The exchange involving Ren followed a stern warning in January by Chinese Minister of Education Yuan Guiren (袁貴仁) against threats to communist ideological purity in higher education. His comments, in turn, reflected an internal party document, leaked in 2013, that warned against Western values such as constitutionalism, respect for civil society and freedom of the press.
A further echo was heard last week, when Chinese Supreme People’s Court President Zhou Qiang (周強) demanded that judges stand strong against Western concepts of judicial independence and division of powers.
“Resolutely resist the influence of erroneous Western thought,” Zhou said.
Such pronouncements are clearly being dictated from the highest party echelons, said Chinese political analyst Li Datong (李大同), who has been removed from a state media senior editing job for broaching sensitive subjects.
“These people talking so harshly now were only recently espousing greater openness, not less. Clearly things have changed,” Li said.
Foreign nations and leaders are frequent targets.
Chinese state media pilloried Britain after British Prime Minister David Cameron met with exiled Tibetan leader the Dalai Lama, who is reviled by Beijing. The Global Times in a commentary published in December 2013 said that Britain is no longer seen as a “big power” among Chinese, but as “just an old European country apt for travel and study.”
Especially strident outrage from Beijing was sparked by last year’s Occupy Central protest movement in Hong Kong. Beijing rejected the protesters’ demands for open elections for the territory’s chief executive in 2017.
Protest leaders were accused of being pawns of shady outside forces and foreign governments. In October last year, the People’s Daily accused organizers of seeking to “arouse social conflict and incite illegal activities under the name of election issues.” They were leading democracy “into peril,” it said in an editorial.
Government allies and retired officials condemning the demonstrators included former Chinese ambassador to the UN Zhou Nan (周南), who warned that “anti-China forces inside and outside Hong Kong” were conspiring against the territory and could threaten China’s socialist regime.
Observers see the more combative language as an outgrowth of Xi’s calls for stronger party control and a more vigorous role for China on the world stage.
“I do think this is very much an initiative that Xi Jinping approved, if not started,” said Steve Tsang (曾銳生), senior fellow at the University of Nottingham’s China Policy Institute.
Shortly after taking over as CCP leader in 2012, Xi took a hard line on issues of national sovereignty and state survival.
He said that while China seeks a peaceful international environment, “no country should presume that we will engage in trading our core interests, or that we will swallow the bitter fruit of harming our sovereignty, security or development interests.”
Tsang said that approach underscores Xi’s confidence in the political model he has adopted, but also betrays his nervousness about the party’s ability to retain power.

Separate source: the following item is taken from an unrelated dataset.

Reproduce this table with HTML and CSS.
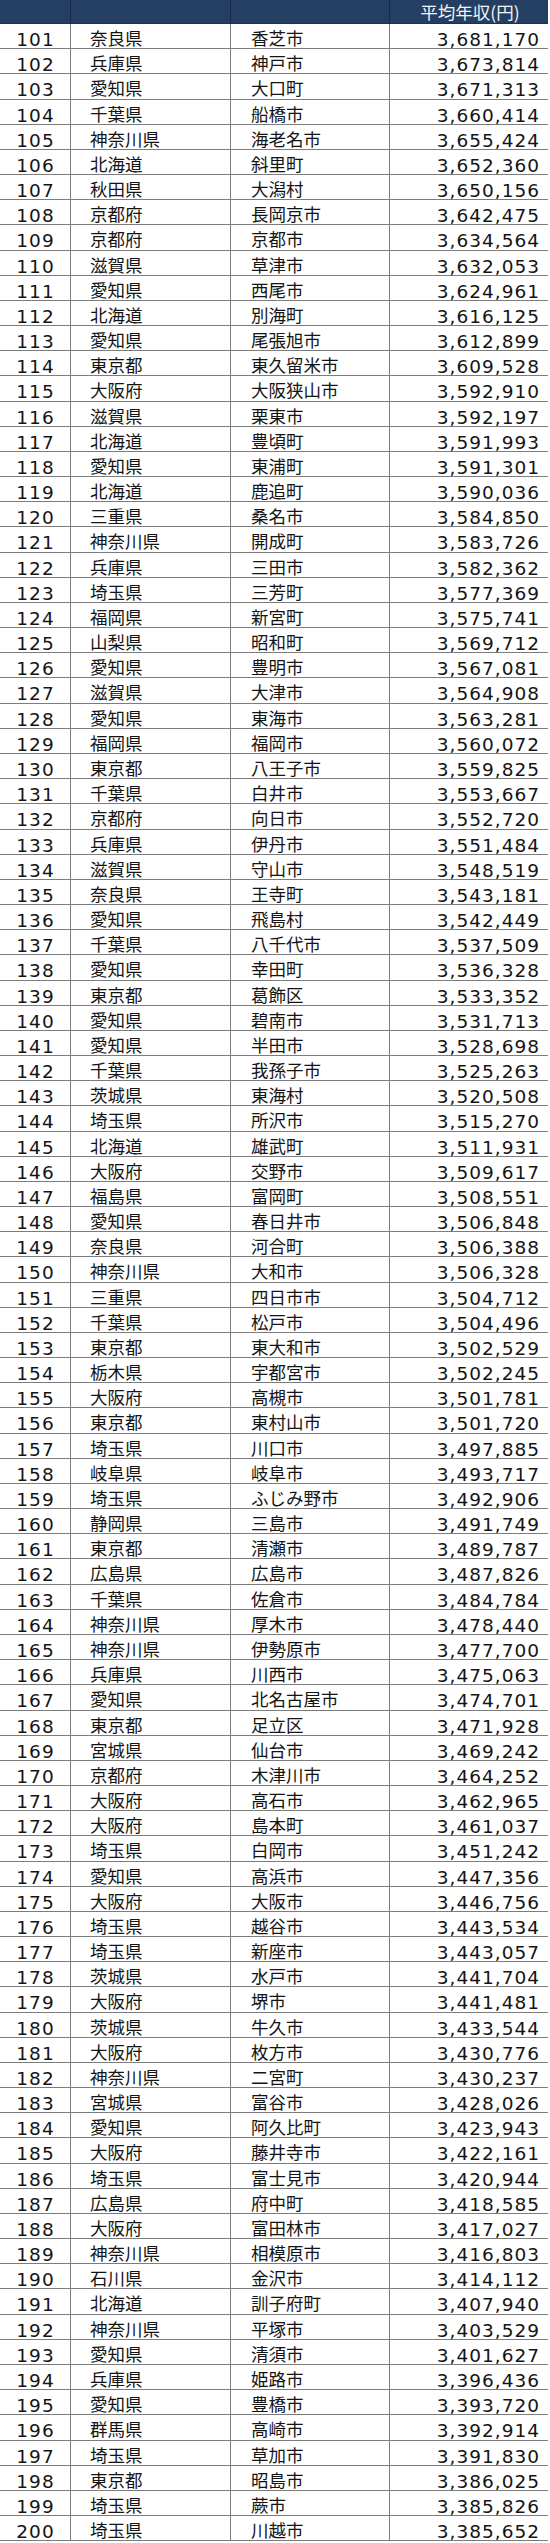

The Hong Kong protests were especially nerve-rattling because they showed the influence of Western thinking over public attitudes in the former British colony, which enjoys its own legal system and other freedoms.
“Hence the current warning against Western values,” Tsang said.
Beijing-based political commentator Zhang Lifan (張利方) warned of a “vicious cycle” of insecurity leading to ever-sharpening criticism. Political debate already has fallen behind that of the relatively open 1980s, and threatens to revert to the violent intolerance of the Chinese Cultural Revolution, Zhang said.
Despite that, Lam said that internal party polling shows the stridency has resonance with patriotic young Chinese, seen for example in the rising number of university graduates volunteering for the armed forces.
“Xi’s major objective is to stoke the flames of nationalism, especially among young people. They are proud of what Xi is doing for China’s position in the world,” Lam said.
Yet, while surveys show high levels of patriotism, Chinese society also displays a strangely contradictory attitude toward the West. Despite its willingness to defend its nation and join in condemnations of its enemies — particularly archfoe Japan — many Chinese are voting with their feet when it comes to their future, with the West receiving the strongest endorsements.
An estimated 274,000 Chinese are studying in the US alone, with tens of thousands more in Australia, Britain and elsewhere. While estimates vary, millions more are believed to have obtained foreign residency or purchased property abroad, particularly among the elite. So large are the numbers that financial experts have begun to warn of the dangers of capital flight, though China’s economy remains on a firm footing.